The ruins of Atlit served as a quarry for the construction of Acre. One of the great marine archaeological finds, the Ram of Atlit, was discovered off the coast of Atlit.

The Ram is the only known ram of its kind in existence in the world and considered to be one of the largest bronze finds of antiquity. Found in 1980 in the waters of Atlit (south of Haifa) this three-pronged ram has contributed much to the knowledge of naval warfare. Many people are familiar with the battering ram used on land, but are not aware of the existence of a similar weapon in naval engagements.

Iconographic representations, (from the eighth century BCE on) all show a ship bearing a ram. Naval rams underwent various changes throughout the years. Single pointed rams seem to have been used most often, but had the disadvantage of breaking easily. These types of rams, which only created a hole in the enemy ship, caused limited damage.
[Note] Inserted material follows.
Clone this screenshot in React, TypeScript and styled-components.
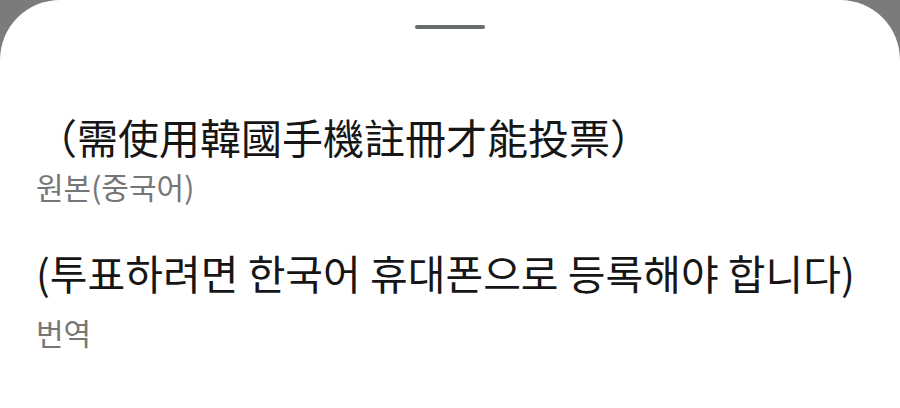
import { createGlobalStyle, styled } from 'styled-components';

const GlobalStyle = createGlobalStyle`
  html, body {
    margin: 0;
    padding: 0;
    background: #7b7b7b;
  }
  body {
    font-family: "Noto Sans CJK KR", "Noto Sans CJK TC", "Noto Sans", sans-serif;
  }
`;

const Sheet = styled.div`
  width: 900px;
  height: 408px;
  background: #ffffff;
  border-radius: 60px 60px 0 0;
  display: flex;
  flex-direction: column;
  overflow: hidden;
`;

const Handle = styled.div`
  align-self: center;
  width: 70px;
  height: 4px;
  margin-top: 25px;
  border-radius: 2px;
  background: #676c6f;
`;

const Content = styled.div`
  display: flex;
  flex-direction: column;
  padding: 79px 36px 0;
`;

const Block = styled.div<{ $gap?: number }>`
  display: flex;
  flex-direction: column;
  margin-top: ${(p) => p.$gap ?? 0}px;
`;

const MainText = styled.div<{ $lang: 'zh' | 'ko' }>`
  font-family: ${(p) =>
    p.$lang === 'zh'
      ? '"Noto Sans CJK TC", "Noto Sans CJK KR", sans-serif'
      : '"Noto Sans CJK KR", sans-serif'};
  font-size: 41px;
  line-height: 1.4;
  color: #161616;
  white-space: nowrap;
`;

const Caption = styled.div<{ $offset: number }>`
  font-family: "Noto Sans CJK KR", sans-serif;
  font-size: 30px;
  line-height: 1.4;
  color: #767676;
  margin-top: ${(p) => p.$offset}px;
`;

function App() {
  return (
    <>
      <GlobalStyle />
      <Sheet>
        <Handle />
        <Content>
          <Block>
            <MainText $lang="zh">（需使用韓國手機註冊才能投票）</MainText>
            <Caption $offset={0}>원본(중국어)</Caption>
          </Block>
          <Block $gap={37}>
            <MainText $lang="ko">(투표하려면 한국어 휴대폰으로 등록해야 합니다)</MainText>
            <Caption $offset={9}>번역</Caption>
          </Block>
        </Content>
      </Sheet>
    </>
  );
}

export default App;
It was also dangerous, since the attacking ship could find itself literally entangled in the enemy ship, when its ram would be caught in the enemy ship's hull and the attacking ship would find itself unable to disengage itself from its prey.

Later naval rams took on the shape of an animal's head. The three-pronged ram (such as the Ram of Atlit) developed at the end of the sixth century BCE and had the advantage of shattering an enemy ship's hull, creating damage that could not be repaired at sea. The Phoenicians, Greeks, Romans and Etruscans throughout the Mediterranean used the three-pronged ram in naval battles.

An impressive artifact, the Ram of Atlit, is on display at the National Maritime Museum. Shaped like a chariot, the ram was found devoid of its ship and was probably made in Cyprus. It features mythological symbols including eagles, a thunderbolt and more. The existence of and use of three-pronged rams is known from a variety of sources including, coins, pottery etc. But the Ram of Atlit is the only actual known specimen of this type. It weighs 465 kilograms (almost half a ton) and is composed of 90.1% copper, 9.5% tin and trace elements of iron and sulphur.

The National Maritime Museum covers 5,000 years of maritime history while emphasizing the ongoing relationship between Eretz Israel (and Jews) to the sea. The museum features underwater archaeological finds, ship models, a large collection of antique maps, pottery, coins and more. The museum is located just above the Clandestine Immigration and Naval Museum and is also within walking distance of Elijah’s Cave.